Halawa park work deemed unacceptable
When will the outdoor tennis, basketball and volleyball courts at Halawa District Park be open to the public? More than one month ago the boundary lines were drawn, the metered lighting installed, the landscaping surrounding the area completed and all the construction barriers removed.
I happily observed the installations of basketball hoops and nets. However, the next day, the same crew removed the hoops and nets, and chained and padlocked all the gates. Why?
Answer: The courts have not been reopened because the work was not considered acceptable.
At this point, it is not known when they will be available for public use, Eugene Lee, director of the city Department of Design and Construction, said last week.
The city is looking at possibly accepting portions of the project that have been satisfactorily completed, instead of holding out for total acceptance, to allow people to use the courts sooner, he said.
The public might wonder why such a project is "just sitting there" when it appears complete, Lee acknowledged, but that is because they do not realize "there may be other pending contractual issues."

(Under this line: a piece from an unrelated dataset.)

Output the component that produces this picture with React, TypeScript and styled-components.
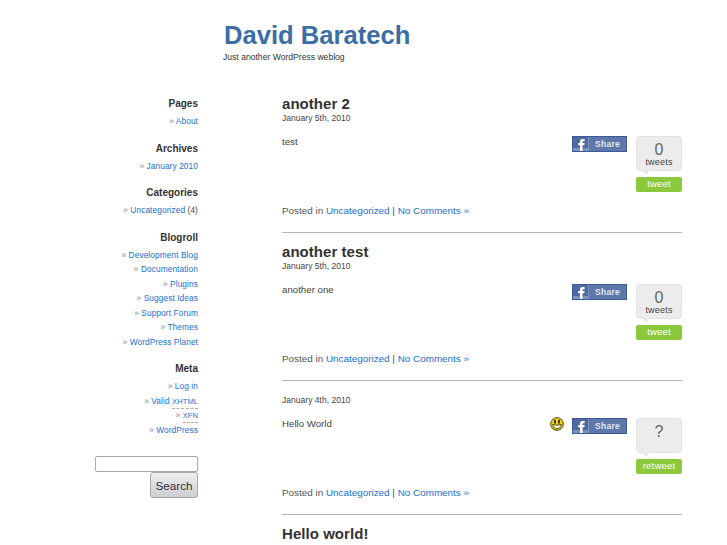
import React from "react";
import styled, { createGlobalStyle } from "styled-components";

const GlobalStyle = createGlobalStyle`
  html, body {
    margin: 0;
    padding: 0;
    height: 545px;
    overflow: hidden;
    background: #ffffff;
    font-family: "Liberation Sans", Arial, sans-serif;
    color: #333333;
  }
  a {
    color: #1a6fd0;
    text-decoration: none;
  }
`;

const Header = styled.header`
  height: 96px;
  padding: 20px 0 0 224px;
  box-sizing: border-box;
`;

const Title = styled.h1`
  margin: 0;
  font-size: 25.6px;
  line-height: 31px;
  font-weight: bold;
  color: #3a6ea5;
`;

const Tagline = styled.div`
  margin: 0 0 0 -1px;
  font-size: 8.6px;
  line-height: 12px;
  color: #333333;
`;

const Layout = styled.div`
  display: flex;
  align-items: flex-start;
`;

const Sidebar = styled.aside`
  width: 198px;
  flex: none;
  text-align: right;
`;

const Widget = styled.section`
  margin-bottom: 12px;
`;

const WidgetTitle = styled.h3`
  margin: 0 0 3px;
  font-size: 10px;
  line-height: 15px;
  font-weight: bold;
  color: #333333;
`;

const LinkList = styled.ul`
  margin: 0;
  padding: 0;
  list-style: none;
`;

const LinkItem = styled.li`
  font-size: 8.3px;
  line-height: 14.5px;
  letter-spacing: 0.1px;
  color: #444444;
`;

const Bullet = styled.span`
  color: #888888;
`;

const Abbr = styled.abbr`
  font-size: 7.5px;
  line-height: 1;
  padding-bottom: 2px;
  border-bottom: 1px dashed #aaaaaa;
  text-decoration: none;
`;

const SearchForm = styled.form`
  margin-top: 19px;
  display: flex;
  flex-direction: column;
  align-items: flex-end;
`;

const SearchInput = styled.input`
  width: 103px;
  height: 16px;
  box-sizing: border-box;
  padding: 0 2px;
  border: 1px solid #a8a8a8;
  border-radius: 2px;
  background: #ffffff;
`;

const SearchButton = styled.button`
  width: 48px;
  height: 26px;
  box-sizing: border-box;
  padding: 0;
  border: 1px solid #a8a8a8;
  border-radius: 3px;
  background: linear-gradient(#eeeeee, #cfcfd3);
  font-family: "Liberation Sans", Arial, sans-serif;
  font-size: 11.7px;
  color: #333333;
`;

const Main = styled.main`
  width: 400px;
  margin-left: 84px;
  flex: none;
`;

const Post = styled.article<{ $short?: boolean }>`
  height: ${(p) => (p.$short ? "119px" : "136px")};
  padding-top: ${(p) => (p.$short ? "3px" : "0")};
  border-bottom: 1px solid #b5b5b5;
  margin-bottom: 11px;
  display: flex;
  flex-direction: column;
`;

const PostTitle = styled.h2`
  margin: -1px 0 1px;
  font-size: 15px;
  line-height: 17px;
  font-weight: bold;
  letter-spacing: 0.05px;
  color: #333333;
`;

const PostDate = styled.div`
  font-size: 8.5px;
  line-height: 11px;
  letter-spacing: 0.03px;
  color: #444444;
`;

const PostBody = styled.div`
  margin-top: 11px;
  display: flex;
  align-items: flex-start;
  flex: 1;
`;

const BodyText = styled.p`
  margin: 0;
  flex: 1;
  font-size: 9.7px;
  line-height: 14px;
  color: #444444;
`;

const Smiley = styled.svg`
  width: 14px;
  height: 14px;
  margin: 0 8px 0 0;
  flex: none;
`;

const ShareButton = styled.a`
  width: 55px;
  height: 16px;
  margin-top: 1px;
  flex: none;
  display: flex;
  box-sizing: border-box;
  border: 1px solid #3b5998;
  background: #5f78ab;
`;

const ShareIcon = styled.svg`
  width: 15px;
  height: 14px;
  flex: none;
  border-right: 1px solid #7f93bb;
  background: #4f6aa3;
`;

const ShareLabel = styled.span`
  flex: 1;
  text-align: center;
  font-size: 8.5px;
  line-height: 14px;
  font-weight: bold;
  letter-spacing: 0.3px;
  color: #dfe5f0;
`;

const TweetBox = styled.div`
  width: 46px;
  margin-left: 9px;
  margin-top: 1px;
  flex: none;
`;

const Counter = styled.div`
  position: relative;
  height: 35px;
  box-sizing: border-box;
  border: 1px solid #e2e2e2;
  border-radius: 4px;
  background: #ececec;
  text-align: center;
  color: #666666;

  &::after {
    content: "";
    position: absolute;
    left: 5px;
    bottom: -5px;
    border-style: solid;
    border-width: 5px 4px 0;
    border-color: #e8e8e8 transparent transparent;
  }
`;

const Count = styled.div`
  font-size: 16px;
  line-height: 17px;
  margin-top: 4px;
`;

const CountLabel = styled.div`
  font-size: 9px;
  line-height: 8px;
  letter-spacing: 0.2px;
  color: #444444;
`;

const TweetButton = styled.a`
  display: block;
  height: 15px;
  margin-top: 6px;
  border-radius: 2px;
  background: #8cc83c;
  text-align: center;
  font-size: 9.5px;
  line-height: 14px;
  letter-spacing: 0.2px;
  color: #ffffff;
`;

const PostFooter = styled.div`
  margin-bottom: 15px;
  font-size: 9.9px;
  line-height: 12px;
  color: #555555;
`;

const widgets = [
  { title: "Pages", links: [{ label: "About" }] },
  { title: "Archives", links: [{ label: "January 2010" }] },
  { title: "Categories", links: [{ label: "Uncategorized", extra: " (4)" }] },
  {
    title: "Blogroll",
    links: [
      { label: "Development Blog" },
      { label: "Documentation" },
      { label: "Plugins" },
      { label: "Suggest Ideas" },
      { label: "Support Forum" },
      { label: "Themes" },
      { label: "WordPress Planet" },
    ],
  },
];

const posts = [
  { title: "another 2", date: "January 5th, 2010", text: "test", count: "0", action: "tweet" },
  { title: "another test", date: "January 5th, 2010", text: "another one", count: "0", action: "tweet" },
  { date: "January 4th, 2010", text: "Hello World", count: "?", action: "retweet", smiley: true },
];

const App = () => (
  <>
    <GlobalStyle />
    <Header>
      <Title>David Baratech</Title>
      <Tagline>Just another WordPress weblog</Tagline>
    </Header>
    <Layout>
      <Sidebar>
        {widgets.map((w) => (
          <Widget key={w.title}>
            <WidgetTitle>{w.title}</WidgetTitle>
            <LinkList>
              {w.links.map((l: { label: string; extra?: string }) => (
                <LinkItem key={l.label}>
                  <Bullet>» </Bullet>
                  <a href="#">{l.label}</a>
                  {l.extra}
                </LinkItem>
              ))}
            </LinkList>
          </Widget>
        ))}
        <Widget>
          <WidgetTitle>Meta</WidgetTitle>
          <LinkList>
            <LinkItem><Bullet>» </Bullet><a href="#">Log in</a></LinkItem>
            <LinkItem><Bullet>» </Bullet><a href="#">Valid <Abbr>XHTML</Abbr></a></LinkItem>
            <LinkItem><Bullet>» </Bullet><a href="#"><Abbr>XFN</Abbr></a></LinkItem>
            <LinkItem><Bullet>» </Bullet><a href="#">WordPress</a></LinkItem>
          </LinkList>
        </Widget>
        <SearchForm>
          <SearchInput type="text" />
          <SearchButton type="button">Search</SearchButton>
        </SearchForm>
      </Sidebar>
      <Main>
        {posts.map((p) => (
          <Post key={p.date + p.text} $short={!p.title}>
            {p.title && <PostTitle>{p.title}</PostTitle>}
            <PostDate>{p.date}</PostDate>
            <PostBody>
              <BodyText>{p.text}</BodyText>
              {p.smiley && (
                <Smiley viewBox="0 0 15 15">
                  <circle cx="7.5" cy="7.5" r="6.8" fill="#f2d20a" stroke="#3a3a2a" />
                  <rect x="4.4" y="3" width="1.8" height="4" fill="#222" />
                  <rect x="8.8" y="3" width="1.8" height="4" fill="#222" />
                  <path d="M2.8 8 Q7.5 9.6 12.2 8 Q11 12.6 7.5 12.6 Q4 12.6 2.8 8 Z" fill="#fff8c0" stroke="#333" strokeWidth="0.9" />
                </Smiley>
              )}
              <ShareButton href="#">
                <ShareIcon viewBox="0 0 15 14">
                  <rect x="0" y="11" width="15" height="3" fill="#7d91bd" />
                  <path d="M7 14V8.2H5.2V6H7V4.6C7 2.8 8.1 2 9.7 2H11.6V4.2H10.4C9.7 4.2 9.5 4.5 9.5 5.1V6H11.6L11.3 8.2H9.5V14Z" fill="#ffffff" />
                </ShareIcon>
                <ShareLabel>Share</ShareLabel>
              </ShareButton>
              <TweetBox>
                <Counter>
                  <Count>{p.count}</Count>
                  {p.count !== "?" && <CountLabel>tweets</CountLabel>}
                </Counter>
                <TweetButton href="#">{p.action}</TweetButton>
              </TweetBox>
            </PostBody>
            <PostFooter>
              Posted in <a href="#">Uncategorized</a> | <a href="#">No Comments »</a>
            </PostFooter>
          </Post>
        ))}
        <PostTitle>Hello world!</PostTitle>
      </Main>
    </Layout>
  </>
);

export default App;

Among the reasons why the work has not been accepted: The newly installed play court light failed a performance test; there were deficiencies in the installation of a drinking fountain; and work on a water line needed "corrections."
Until the city formally accepts the project, the project site remains under the jurisdiction of the contractor, Lee said.
The $919,000 project was supposed to have been completed in February but was extended to mid-April because of rain delays. As of last week the contractor was late in completion, Lee said.
The project involved demolishing existing play courts, then constructing two new basketball courts, two new volleyball courts and two new tennis courts; an 11-foot-high chain-link fence, gates, a lighting system, accessible walkways, parking stalls, a drinking fountain, etc.; as well as landscaping, grading and drainage work.
Q: My grandparents just moved and were told to fill out a Wikiwiki Voter Registration form. Why would voters of 40-plus years have to fill out a "first-timer form"? All they are doing is changing their address.
A: The form is not just for first-time voters.
Voters who have legally changed their names or moved since the last election are required to re-register, according to the State Elections Office.
The Wikiwiki form allows people to register by mail, instead of in person at a government office or voter registration site.
To protect against fraud, election officials are required to verify addresses of all voters by mailing a Notice of Voter Registration and Address Confirmation Card.
The deadlines to register this year are Aug. 24 for the primary election and Oct. 9 for the general election.